Step 1. Partial Marginalization
To sum over roll sequences, we sum over one roll after another. Suppose we’re calculating the probability of the response sequence \(a_1 \ldots a_n = 0,0,...,0,0\).
- We consider any ‘head’ \(j_1\ldots j_{n-1}\) where \(y_{j_1} \ldots y_{j_{n-1}}=0,0,...0\) and think about choosing the last element. No matter what the head is, we’ve ‘used up’ \(n-1\) people with response \(y_j=0\). So there are \(m_0-(n-1)=m_0-n+1\) ways to complete the sequence by choosing an as-yet unused \(j_{n}\) with \(y_{j_n}=0\).
- We repeat with shortened ‘head’ \(j_1 \ldots j_{n-2}\) to consider the choice of \(j_{n-1}\). We have \(m_0-n+2\) as-yet unused choices and our last step tells us that each choice results in \(m_0-(n-1)\) call sequences, so there are \((m_0 - n + 1)(m_0 - n + 2)\) sequences with head \(j_1 \ldots j_{n-2}\) ending in \(0,0\).
- Repeat \(n-2\) more times. We get \((m_0 - n + 1) \times \ldots \times m_0 = m_0!/(m_0-n)!\) rows.
When we work through the same argument for sequences with a mix of 0s and 1s, we see that a call in the head forecloses possibilities for later calls with the same response only. Thus, when we have \(s\) ones and \(n-s\) zeros, we can think of ourselves as choosing calls with response zero and response one separately. We have \(m_0!/(m_0-(n-s))! \times m_1!/(m_1-s)!\) rows. Multiplying by the probability of each row, we get the probability of seeing a response sequence with \(s\) ones.

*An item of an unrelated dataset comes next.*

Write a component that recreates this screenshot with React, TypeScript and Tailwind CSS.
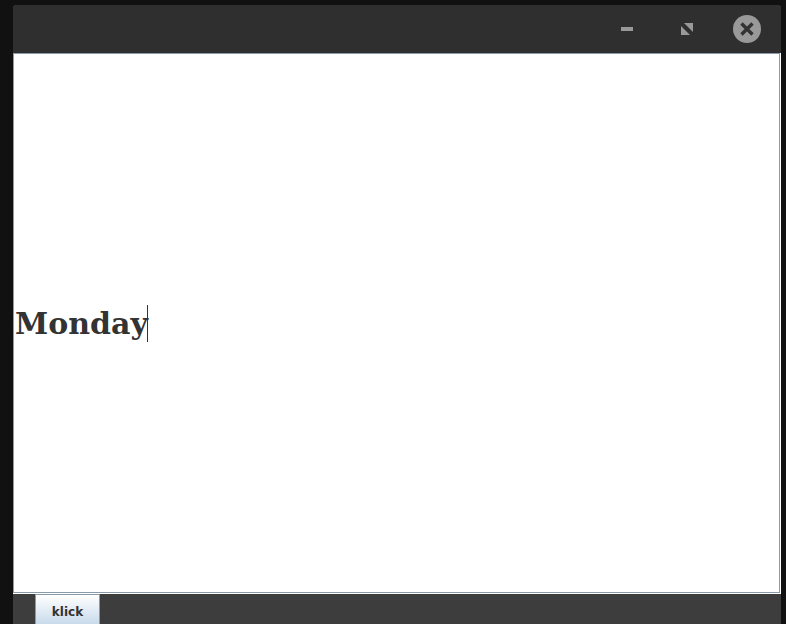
export default function App() {
  return (
    <div className="h-[624px] w-[786px] overflow-hidden bg-[#111111] pt-[5px] pl-[13px] pr-[5px]">
      <div className="flex h-full flex-col overflow-hidden rounded-t-[3px] bg-[#3d3d3d]">
        {/* title bar */}
        <div className="flex h-[48px] shrink-0 items-center justify-end bg-[#2f2f2f]">
          <div className="mr-[48px] h-[4px] w-[12px] bg-[#999999]" />
          <svg className="mr-[40px]" width="12" height="12" viewBox="0 0 12 12">
            <path d="M3 0H12V9Z" fill="#999999" />
            <path d="M0 3L9 12H0Z" fill="#999999" />
          </svg>
          <div className="mr-[20px] flex h-[28px] w-[28px] items-center justify-center rounded-full bg-[#999999]">
            <svg width="14" height="14" viewBox="0 0 14 14">
              <path d="M1.5 1.5L12.5 12.5M12.5 1.5L1.5 12.5" stroke="#333333" strokeWidth="3.4" />
            </svg>
          </div>
        </div>

        {/* text area, etched border */}
        <div className="h-[541px] shrink-0 border-r border-b border-white">
          <div className="flex h-full items-center border border-[#8a9aa9] bg-white pl-px">
            <div className="flex h-[37px] items-center">
              <span className="pt-[2px] font-['DejaVu_Serif',serif] text-[30px] leading-none font-bold text-[#333333]">Monday</span>
              <div className="-ml-px h-[37px] w-px bg-[#333333]" />
            </div>
          </div>
        </div>

        {/* footer */}
        <div className="flex flex-1 pl-[22px]">
          <button className="h-[40px] w-[65px] border border-[#8a9aa9] bg-gradient-to-b from-white to-[#b8cfe5] pb-[5px] font-['DejaVu_Sans',sans-serif] text-[12px] font-bold text-[#333333]">
            klick
          </button>
        </div>
      </div>
    </div>
  );
}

\[ \frac{m_0!}{(m_0-(n-s))!} \times \frac{m_1!}{(m_1-s)!} \times \frac{(m-n)!}{m!} \]
Step 2. Full Marginalization
To calculate the probability that the sum takes on the value \(s\), we sum over response sequences with \(s\) ones. Just like in the with-replacement case, the probability of all these sequences is the same—it depends only on how many ones and zeros are in the sequence, not their order. So summing is counting and multiplying.

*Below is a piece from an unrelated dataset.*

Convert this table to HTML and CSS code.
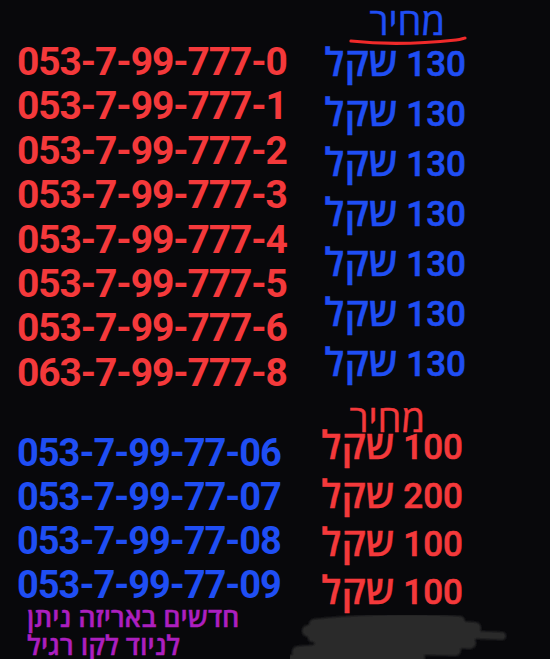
FILE: index.html
```html
<!DOCTYPE html>
<html lang="he">
<head>
<meta charset="utf-8">
<link rel="stylesheet" href="styles.css">
</head>
<body>
<div class="page">
  <section class="block block-top">
    <div class="numbers red">
      <div class="num">053-7-99-777-0</div>
      <div class="num">053-7-99-777-1</div>
      <div class="num">053-7-99-777-2</div>
      <div class="num">053-7-99-777-3</div>
      <div class="num">053-7-99-777-4</div>
      <div class="num">053-7-99-777-5</div>
      <div class="num">053-7-99-777-6</div>
      <div class="num">063-7-99-777-8</div>
    </div>
    <div class="prices blue" dir="rtl">
      <div class="head head-top">מחיר
        <svg class="underline" width="120" height="12" viewBox="0 0 120 12"><path d="M3 7 C 30 10, 70 10, 108 6 C 113 5.5, 116 4, 117 4" stroke="#f02a2a" stroke-width="3.2" fill="none" stroke-linecap="round"/></svg>
      </div>
      <div class="price">130 <span class="heb">שקל</span></div>
      <div class="price">130 <span class="heb">שקל</span></div>
      <div class="price">130 <span class="heb">שקל</span></div>
      <div class="price">130 <span class="heb">שקל</span></div>
      <div class="price">130 <span class="heb">שקל</span></div>
      <div class="price">130 <span class="heb">שקל</span></div>
      <div class="price">130 <span class="heb">שקל</span></div>
    </div>
  </section>
  <section class="block block-bottom">
    <div class="numbers blue numbers-bottom">
      <div class="num">053-7-99-77-06</div>
      <div class="num">053-7-99-77-07</div>
      <div class="num">053-7-99-77-08</div>
      <div class="num">053-7-99-77-09</div>
      <div class="note" dir="rtl">חדשים באריזה ניתן<br>לניוד לקו רגיל</div>
    </div>
    <div class="prices red prices-bottom" dir="rtl">
      <div class="head head-bottom">מחיר</div>
      <div class="price">100 <span class="heb">שקל</span></div>
      <div class="price">200 <span class="heb">שקל</span></div>
      <div class="price">100 <span class="heb">שקל</span></div>
      <div class="price">100 <span class="heb">שקל</span></div>
    </div>
  </section>
  <svg class="scribble" width="230" height="48" viewBox="0 0 230 48">
    <defs><filter id="bl"><feGaussianBlur stdDeviation="1.1"/></filter></defs>
    <g stroke="#2a2a2c" stroke-linecap="round" fill="none" filter="url(#bl)">
      <path d="M24 10 C 70 5, 130 4, 170 7" stroke-width="10"/>
      <path d="M18 17 C 80 12, 140 11, 185 14" stroke-width="12"/>
      <path d="M22 24 C 90 20, 160 19, 212 22" stroke-width="8"/>
      <path d="M30 29 C 90 26, 140 26, 180 29" stroke-width="12"/>
      <path d="M8 38 C 60 34, 110 34, 165 36" stroke-width="12"/>
      <path d="M0 46 C 40 43, 90 42, 130 44" stroke-width="10"/>
    </g>
  </svg>
</div>
</body>
</html>
```
FILE: styles.css
```css
html, body {
  margin: 0;
  padding: 0;
  background: #08080b;
}
.page {
  position: relative;
  width: 550px;
  height: 659px;
  overflow: hidden;
  font-family: Roboto, "Open Sans", "Noto Sans", sans-serif;
}
.red { color: #f4393b; }
.blue { color: #1f4ef4; }
.block {
  display: grid;
  grid-template-columns: 300px 166px;
  align-items: start;
}
.numbers {
  padding-left: 17px;
}
.num {
  font-size: 39px;
  font-weight: 700;
  letter-spacing: -1.1px;
  line-height: 44.4px;
  white-space: nowrap;
}
.block-top .numbers { padding-top: 40px; }
.numbers-bottom { padding-top: 36px; }
.numbers-bottom .num { font-size: 38px; line-height: 44px; letter-spacing: -1px; }
.prices {
  text-align: right;
  font-weight: 500;
}
.price {
  font-size: 35px;
  line-height: 50px;
  white-space: nowrap;
  -webkit-text-stroke: 0.6px currentColor;
}
.heb {
  font-family: "Open Sans", sans-serif;
  font-weight: 600;
  font-size: 39px;
  line-height: 0;
  -webkit-text-stroke: 0.3px currentColor;
}
.prices-bottom { padding-right: 3px; }
.prices-bottom .price { line-height: 48.3px; }
.head {
  font-family: "Open Sans", sans-serif;
  font-size: 38px;
  font-weight: 500;
  white-space: nowrap;
  -webkit-text-stroke: 0.4px currentColor;
}
.head-top {
  position: relative;
  height: 40px;
  line-height: 40px;
  padding-right: 21px;
  box-sizing: border-box;
}
.underline {
  position: absolute;
  right: -2px;
  top: 34px;
}
.head-bottom {
  height: 26px;
  line-height: 26px;
  padding-top: 9px;
  margin-bottom: -6px;
  padding-right: 38px;
}
.note {
  margin-top: -4px;
  color: #ac1fbf;
  font-family: "Open Sans", sans-serif;
  font-size: 27px;
  font-weight: 600;
  line-height: 28px;
  text-align: left;
  padding-left: 10px;
  -webkit-text-stroke: 0.4px currentColor;
}
.scribble {
  position: absolute;
  left: 290px;
  top: 614px;
}
```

The count is the same as before: the number of binary sequences of length \(n\) with \(s\) ones is \(\binom{n}{s}\). Multiplying, we get
\[ P\qty(\sum_{i=1}^n Y_i = s) = \binom{n}{s} \times \frac{m_0!}{(m_0-(n-s))!} \times \frac{m_1!}{(m_1-s)!} \times \frac{(m-n)!}{m!}. \]
This is the Hypergeometric distribution. It’s a bit uglier than the Binomial, but the same R tricks work.
Using R
The dhyper function gives us the probability: dhyper(s, m1, m0, n) is \(P(\sum_{i=1}^n Y_i = s)\) when we sample \(n\) times without replacement from a population with \(m_1\) ones and \(m_0\) zeros. The rhyper function draws samples: rhyper(10000, m1, m0, n) gives us 10,000.
theta_1 = .7
m = 1000
m1 = m * theta_1
m0 = m * (1-theta_1)
n = 100
p = dhyper(0:n, m1, m0, n)
S = rhyper(10000, m1, m0, n)
ggplot() + geom_area(aes(x=0:n, y=p), color=pollc, alpha=.2) +
geom_bar(aes(x=S, y=after_stat(prop)), alpha=.3) +
geom_point(aes(x=S[1:100], y=max(p)*seq(0,1,length.out=100)),
color='purple', alpha=.2)The Hypergeometric Distribution
\[ \begin{aligned} &P\qty(\sum_{i=1}^n Y_i = s) = \binom{n}{s} \frac{m_0!}{(m_0-n+s)!} \frac{m_1!}{(m_1-s)!} \frac{(m-n)!}{m!} \\ &\qfor n = 100, \ m = 200 \\ &\qand \theta_1 \in \{\textcolor[RGB]{239,71,111}{0.68}, \textcolor[RGB]{17,138,178}{0.7}, \textcolor[RGB]{6,214,160}{0.72} \} \end{aligned} \]
These functions have ‘hyper’ in their name because we call this distribution the Hypergeometric distribution. The Hypergeometric distribution describes the number of successes when we draw \(n\) items without replacement from a population containing \(m_1\) successes and \(m_0\) failures.
We’ve shown that’s the sampling distribution of the sum of responses, \(Y_1 + \ldots + Y_n\), when we sample without replacement from a population of binary responses \(y_1 \ldots y_m\) in which \(m_1\) are ones.
It’s a bit harder to estimate than the Binomial because it depends on two things we don’t know: the population size \(m\) and the number of ones \(m_1\). We usually know \(m\), though. And if we do, we can estimate \(m_1\) by \(m\hat\theta\) where \(\hat\theta\) is our sample proportion. That’s usually good enough.
The Hypergeometric looks a lot like the Binomial when \(n\) is small relative to \(m\). That’s because sampling without replacement is almost like sampling with replacement when you’re unlikely to pick the same person twice anyway. When \(n\) is a meaningful fraction of \(m\), the Hypergeometric is narrower—you get better precision by not wasting calls on people you’ve already talked to.